Different patterns at play, forming each relationship's unique pulse.

 

Last week, I went hiking with a friend who mimicked the cry of a uguisu excellently. Since then, I think of my friend whenever I hear that bird, and perhaps I will do so every early spring in Japan. I have a prayer buddy who I think of when I pray, I have a friend who I think of when I see someone waving at a train platform, and I think of my bosom friend when birds fill the sky.

 

My long-distance friendships fail in regular contact. So many of us are busy, distracted, or have nothing that seems worthwhile to say. But much like David looking to nature for assurance of God's presence, when I measure my friendships by bird calls or skies full of birds, I have nothing to fear.

 

Some months ago, I was walking on an empty street towards Kobe’s harbor and recalled a man telling me about iguanas. “Most people won’t buy a fat book on iguanas,” he explained. “That’s why I write small volumes.” As confused as you, I mentally scrolled through who this could be and why this was said.

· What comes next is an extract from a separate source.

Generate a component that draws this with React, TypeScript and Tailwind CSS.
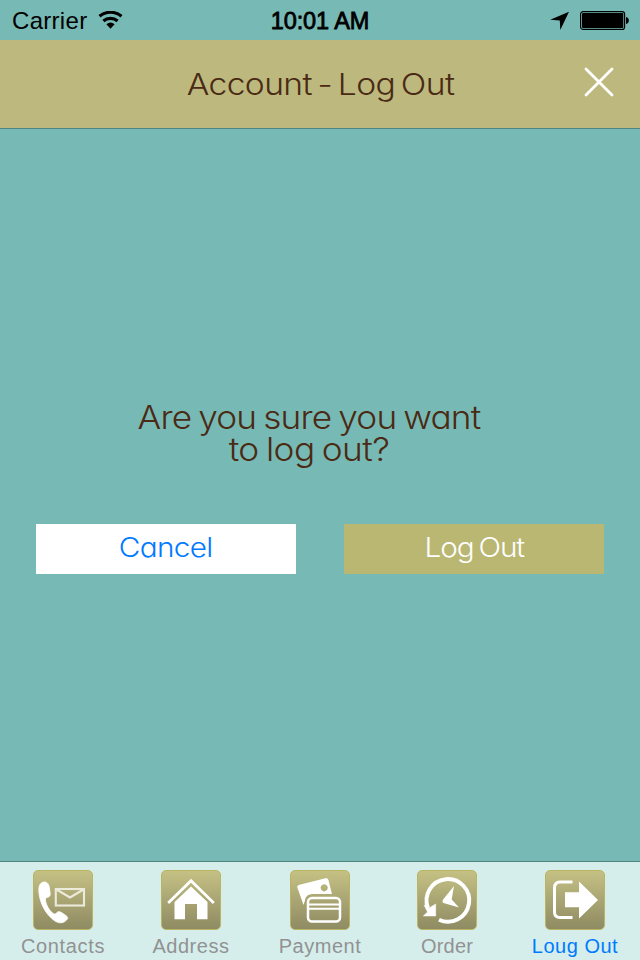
import type { ReactNode } from 'react';

const gothic =
  "font-['Inter',sans-serif] font-light [font-feature-settings:'cv11','ss03']";
const helvetica = "font-['Liberation_Sans',sans-serif]";

function WifiIcon() {
  return (
    <svg className="mt-[11px] ml-[11px] h-[18px] w-[26px]" viewBox="0 0 26 18">
      <path d="M1.5 5.3a17 17 0 0 1 22 0" fill="none" stroke="#000" strokeWidth="3.2" />
      <path d="M5.4 10a11 11 0 0 1 14.2 0" fill="none" stroke="#000" strokeWidth="3.2" />
      <path d="M8.4 13.3a6.3 6.3 0 0 1 8.200 0L12.500 17.800z" fill="#000" />
    </svg>
  );
}

function StatusBar() {
  return (
    <div className={`grid h-10 grid-cols-3 text-black ${helvetica}`}>
      <div className="flex pl-3">
        <span className="mt-[5px] text-[24px] leading-8 tracking-[0.3px]">Carrier</span>
        <WifiIcon />
      </div>
      <div className="mt-[5px] text-center text-[23.5px] leading-8 tracking-[-0.1px] whitespace-nowrap [-webkit-text-stroke:0.8px_#000]">
        10:01 AM
      </div>
      <div className="flex justify-end pr-[10px]">
        <svg className="mt-[11px] h-5 w-5" viewBox="0 0 20 20">
          <path d="M19 .8 10.300 19 9.800 9.400.2 8.800z" fill="#000" />
        </svg>
        <svg className="mt-[11px] ml-[10px] h-[19px] w-[50px]" viewBox="0 0 50 19">
          <rect x="0.6" y="0.6" width="44" height="17.8" rx="2.5" fill="none" stroke="#000" strokeWidth="1.2" />
          <rect x="2" y="2" width="41.3" height="15" rx="1" fill="#000" />
          <path d="M46 6c3.8.5 3.8 6.500 0 7z" fill="#000" />
        </svg>
      </div>
    </div>
  );
}

const tabs: { label: string; icon: ReactNode; active?: boolean; shift: string; tracking: string }[] = [
  {
    label: 'Contacts',
    shift: 'pr-[2px]',
    tracking: 'tracking-[0.65px]',
    icon: (
      <>
        <path
          d="M10.500 12C6 13 5.500 18 6 23c1 10 6 20 14 26.500 4 3.500 9 4.500 12.500 1.500 2.500-2 3-3.500 1-5l-5-3.500c-2-1.300-4-1-5 .5-1 1.300-2.500 1.300-4 0-3.500-3-6-7.500-7-12-.4-2 .3-3.300 2-3.800 2.300-.6 3-1.700 2.700-4l-.9-6C15.800 13.500 13.500 11.500 10.500 12z"
          fill="#fff"
          stroke="#fff"
          strokeWidth="0.8"
        />
        <rect x="22.800" y="19" width="28.200" height="16.500" fill="none" stroke="#eceada" strokeWidth="2.100" />
        <path d="m23.500 19.500 13.500 8 13.500-8" fill="none" stroke="#eceada" strokeWidth="2.100" />
      </>
    ),
  },
  {
    label: 'Address',
    shift: 'pr-[2px]',
    tracking: 'tracking-[0.55px]',
    icon: (
      <>
        <path d="M7.200 33 30 10.800 52.800 33" fill="none" stroke="#fff" strokeWidth="2.800" />
        <path d="M30 16.500 46.500 32v17.300H36V34H24v15.300H13.500V32z" fill="#fff" />
      </>
    ),
  },
  {
    label: 'Payment',
    shift: '',
    tracking: 'tracking-[0.5px]',
    icon: (
      <>
        <path
          d="M9.500 14.800 35.500 8.200c1.500-.3 2.500.3 3 2L42 24H23.500c-5 0-8 2-8.500 6.500L13.500 35 7.300 17.500c-.3-1.500.5-2.300 2.200-2.700zM34.200 14.200a3.600 3.600 0 1 0 .01 0z"
          fill="#fff"
          fillRule="evenodd"
        />
        <rect x="18" y="28" width="32" height="23.500" rx="4" fill="none" stroke="#fff" strokeWidth="2.500" />
        <path d="M18 34.500h32M18 38.800h32" stroke="#fff" strokeWidth="2.100" />
      </>
    ),
  },
  {
    label: 'Order',
    shift: 'pr-[2px]',
    tracking: 'tracking-[0.2px]',
    icon: (
      <>
        <path d="M11 38A21.300 21.300 0 1 1 22 49.700" fill="none" stroke="#fff" strokeWidth="4" />
        <path d="M6.300 46 10.500 42 7 35l5 3 6.700-4v12z" fill="#fff" stroke="#fff" strokeWidth="0.500" />
        <path d="M37 16 34.700 29.500 42 37.500 26.500 33q-2-1.500 0-4z" fill="#fff" />
      </>
    ),
  },
  {
    label: 'Loug Out',
    active: true,
    shift: 'pr-[2px]',
    tracking: 'tracking-[0.5px]',
    icon: (
      <>
        <path d="M27.500 12H15Q9.500 12 9.500 18v24q0 5.500 5.500 5.500h12.500" fill="none" stroke="#fff" strokeWidth="3" />
        <path d="M20 22.300h14V11.500L53 30 34 48.500V37.300H20z" fill="#fff" />
      </>
    ),
  },
];

export default function App() {
  return (
    <div className="flex h-[960px] w-[640px] flex-col overflow-hidden bg-[#77bab5]">
      <StatusBar />
      <header className="grid h-[89px] grid-cols-[1fr_auto_1fr] items-center border-b border-[#4f8585] bg-[#bdb97e]">
        <span />
        <h1
          className={`scale-x-112 pb-px text-[30px] leading-9 tracking-[-0.55px] whitespace-nowrap text-[#4a2a14] [word-spacing:-2.8px] ${gothic}`}
        >
          Account - Log Out
        </h1>
        <button aria-label="Close" className="mr-[26px] mb-1 justify-self-end">
          <svg className="h-[30px] w-[30px]" viewBox="0 0 30 30">
            <path d="m2 2 26 26M28 2 2 28" stroke="#fff" strokeWidth="2.800" strokeLinecap="round" />
          </svg>
        </button>
      </header>
      <main className="flex flex-1 flex-col px-9 pt-[273px]">
        <p
          className={`mr-[22px] scale-x-110 text-center text-[32px] leading-8 tracking-[-0.75px] whitespace-nowrap text-[#4a2a14] [word-spacing:-1.9px] ${gothic}`}
        >
          Are you sure you want
          <br />
          <span className="tracking-[-0.5px]">to log out?</span>
        </p>
        <div className="mt-[58px] grid grid-cols-2 gap-12">
          <button className="h-[50px] bg-white pb-[2px]">
            <span className={`inline-block scale-x-110 text-[27px] leading-8 tracking-[-0.6px] text-[#007aff] ${gothic}`}>
              Cancel
            </span>
          </button>
          <button className="h-[50px] bg-[#bab772] pb-[2px]">
            <span
              className={`inline-block scale-x-110 text-[27px] leading-8 tracking-[-1px] text-white [word-spacing:-2px] ${gothic}`}
            >
              Log Out
            </span>
          </button>
        </div>
      </main>
      <nav className="grid h-[99px] grid-cols-5 border-t border-[#4f8580] bg-[#d5eeec]">
        {tabs.map((tab) => (
          <div key={tab.label} className={`flex flex-col items-center pt-2 ${tab.shift}`}>
            <div className="h-[60px] w-[60px] overflow-hidden rounded-[5px] border border-[#bbb563] bg-linear-to-b from-[#c5c184] to-[#8f8b63]">
              <svg className="-m-px h-[60px] w-[60px]" viewBox="0 0 60 60">
                {tab.icon}
              </svg>
            </div>
            <span
              className={`mt-1 text-[20px] leading-6 whitespace-nowrap ${helvetica} ${tab.tracking} ${tab.active ? 'text-[#007aff]' : 'text-[#929292]'}`}
            >
              {tab.label}
            </span>
          </div>
        ))}
      </nav>
    </div>
  );
}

I realized I hardly knew iguana man; he was simply a man interviewed on a podcast I had once listened to while walking that same street.

 

There are many ways by which we try to include people in our lives. We take photos of things we’ve seen, eaten, created, and loved. We share news as quickly as possible; there must be something to its freshness. Our phones increasingly act as mediators of time and space, transforming personal lived experience into galleries so we may join hands with a loved one to look at the painting of our lives, ignoring the screen that divides between. Digital space can no longer be ostracized from terms like “physical” or “real,” it is all already fusing together to make our new, inescapable reality.

 

Rather than share my life with all, I prefer to bring what I can into mine. Like rewatching favorite films, or rereading favorite books, I savor and find more to love and learn from. Like the treasured chachkies lining my windowsill, mementos plant themselves into my new life like rogue seeds scattering with the wind. All around me, amidst the quiet and solitude, amidst the new, chime reminders of friends and iguana men, keeping me company. Of course, I make new memories too, but this is how, I make myself at home.